» REQUEST
Print the listing below in its entirety, character for character.

» SUPPLIED DATA
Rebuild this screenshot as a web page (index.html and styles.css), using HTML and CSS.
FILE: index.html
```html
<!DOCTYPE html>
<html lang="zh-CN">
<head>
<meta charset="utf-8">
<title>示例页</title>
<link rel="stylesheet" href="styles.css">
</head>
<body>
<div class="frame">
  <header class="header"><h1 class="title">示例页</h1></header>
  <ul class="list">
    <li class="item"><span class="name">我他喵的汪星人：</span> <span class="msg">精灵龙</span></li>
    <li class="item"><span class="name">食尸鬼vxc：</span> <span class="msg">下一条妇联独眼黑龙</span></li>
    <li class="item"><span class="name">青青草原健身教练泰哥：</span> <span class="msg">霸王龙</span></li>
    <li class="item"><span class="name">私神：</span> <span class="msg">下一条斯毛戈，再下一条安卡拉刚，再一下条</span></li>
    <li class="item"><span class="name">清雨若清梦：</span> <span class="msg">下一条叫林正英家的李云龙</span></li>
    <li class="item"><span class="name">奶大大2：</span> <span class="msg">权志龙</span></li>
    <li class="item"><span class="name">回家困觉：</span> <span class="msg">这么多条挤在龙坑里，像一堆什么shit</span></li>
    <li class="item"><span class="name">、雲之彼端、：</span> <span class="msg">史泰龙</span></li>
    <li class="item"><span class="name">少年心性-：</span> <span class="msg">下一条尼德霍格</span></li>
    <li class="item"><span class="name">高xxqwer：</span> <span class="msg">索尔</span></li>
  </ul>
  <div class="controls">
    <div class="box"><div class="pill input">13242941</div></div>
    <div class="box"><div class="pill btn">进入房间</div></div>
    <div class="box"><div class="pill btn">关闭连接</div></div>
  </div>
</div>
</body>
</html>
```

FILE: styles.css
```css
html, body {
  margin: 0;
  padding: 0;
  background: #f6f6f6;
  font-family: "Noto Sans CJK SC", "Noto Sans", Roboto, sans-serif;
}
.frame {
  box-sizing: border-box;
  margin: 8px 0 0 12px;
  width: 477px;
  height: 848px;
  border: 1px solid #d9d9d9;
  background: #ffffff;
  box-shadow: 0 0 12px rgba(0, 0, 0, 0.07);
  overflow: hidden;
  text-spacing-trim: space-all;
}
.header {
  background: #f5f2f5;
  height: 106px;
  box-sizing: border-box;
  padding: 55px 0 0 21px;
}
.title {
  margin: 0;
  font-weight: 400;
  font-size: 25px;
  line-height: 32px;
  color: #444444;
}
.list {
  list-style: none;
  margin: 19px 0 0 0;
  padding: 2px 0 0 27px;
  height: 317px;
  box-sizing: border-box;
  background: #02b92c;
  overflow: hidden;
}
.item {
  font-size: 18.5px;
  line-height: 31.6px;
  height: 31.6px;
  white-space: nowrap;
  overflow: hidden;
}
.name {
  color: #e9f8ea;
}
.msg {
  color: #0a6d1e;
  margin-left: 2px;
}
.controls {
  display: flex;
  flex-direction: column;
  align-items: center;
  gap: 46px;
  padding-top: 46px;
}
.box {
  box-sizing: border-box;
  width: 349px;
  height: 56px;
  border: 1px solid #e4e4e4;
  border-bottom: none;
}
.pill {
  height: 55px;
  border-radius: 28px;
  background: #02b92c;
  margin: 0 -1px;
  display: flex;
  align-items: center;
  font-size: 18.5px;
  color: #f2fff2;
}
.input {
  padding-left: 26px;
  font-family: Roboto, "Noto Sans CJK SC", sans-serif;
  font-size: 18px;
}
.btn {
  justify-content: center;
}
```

» FINISHED EXERCISE
Rebuild this screenshot as a web page (index.html and styles.css), using HTML and CSS.
FILE: index.html
```html
<!DOCTYPE html>
<html lang="zh-CN">
<head>
<meta charset="utf-8">
<title>示例页</title>
<link rel="stylesheet" href="styles.css">
</head>
<body>
<div class="frame">
  <header class="header"><h1 class="title">示例页</h1></header>
  <ul class="list">
    <li class="item"><span class="name">我他喵的汪星人：</span> <span class="msg">精灵龙</span></li>
    <li class="item"><span class="name">食尸鬼vxc：</span> <span class="msg">下一条妇联独眼黑龙</span></li>
    <li class="item"><span class="name">青青草原健身教练泰哥：</span> <span class="msg">霸王龙</span></li>
    <li class="item"><span class="name">私神：</span> <span class="msg">下一条斯毛戈，再下一条安卡拉刚，再一下条</span></li>
    <li class="item"><span class="name">清雨若清梦：</span> <span class="msg">下一条叫林正英家的李云龙</span></li>
    <li class="item"><span class="name">奶大大2：</span> <span class="msg">权志龙</span></li>
    <li class="item"><span class="name">回家困觉：</span> <span class="msg">这么多条挤在龙坑里，像一堆什么shit</span></li>
    <li class="item"><span class="name">、雲之彼端、：</span> <span class="msg">史泰龙</span></li>
    <li class="item"><span class="name">少年心性-：</span> <span class="msg">下一条尼德霍格</span></li>
    <li class="item"><span class="name">高xxqwer：</span> <span class="msg">索尔</span></li>
  </ul>
  <div class="controls">
    <div class="box"><div class="pill input">13242941</div></div>
    <div class="box"><div class="pill btn">进入房间</div></div>
    <div class="box"><div class="pill btn">关闭连接</div></div>
  </div>
</div>
</body>
</html>
```

FILE: styles.css
```css
html, body {
  margin: 0;
  padding: 0;
  background: #f6f6f6;
  font-family: "Noto Sans CJK SC", "Noto Sans", Roboto, sans-serif;
}
.frame {
  box-sizing: border-box;
  margin: 8px 0 0 12px;
  width: 477px;
  height: 848px;
  border: 1px solid #d9d9d9;
  background: #ffffff;
  box-shadow: 0 0 12px rgba(0, 0, 0, 0.07);
  overflow: hidden;
  text-spacing-trim: space-all;
}
.header {
  background: #f5f2f5;
  height: 106px;
  box-sizing: border-box;
  padding: 55px 0 0 21px;
}
.title {
  margin: 0;
  font-weight: 400;
  font-size: 25px;
  line-height: 32px;
  color: #444444;
}
.list {
  list-style: none;
  margin: 19px 0 0 0;
  padding: 2px 0 0 27px;
  height: 317px;
  box-sizing: border-box;
  background: #02b92c;
  overflow: hidden;
}
.item {
  font-size: 18.5px;
  line-height: 31.6px;
  height: 31.6px;
  white-space: nowrap;
  overflow: hidden;
}
.name {
  color: #e9f8ea;
}
.msg {
  color: #0a6d1e;
  margin-left: 2px;
}
.controls {
  display: flex;
  flex-direction: column;
  align-items: center;
  gap: 46px;
  padding-top: 46px;
}
.box {
  box-sizing: border-box;
  width: 349px;
  height: 56px;
  border: 1px solid #e4e4e4;
  border-bottom: none;
}
.pill {
  height: 55px;
  border-radius: 28px;
  background: #02b92c;
  margin: 0 -1px;
  display: flex;
  align-items: center;
  font-size: 18.5px;
  color: #f2fff2;
}
.input {
  padding-left: 26px;
  font-family: Roboto, "Noto Sans CJK SC", sans-serif;
  font-size: 18px;
}
.btn {
  justify-content: center;
}
```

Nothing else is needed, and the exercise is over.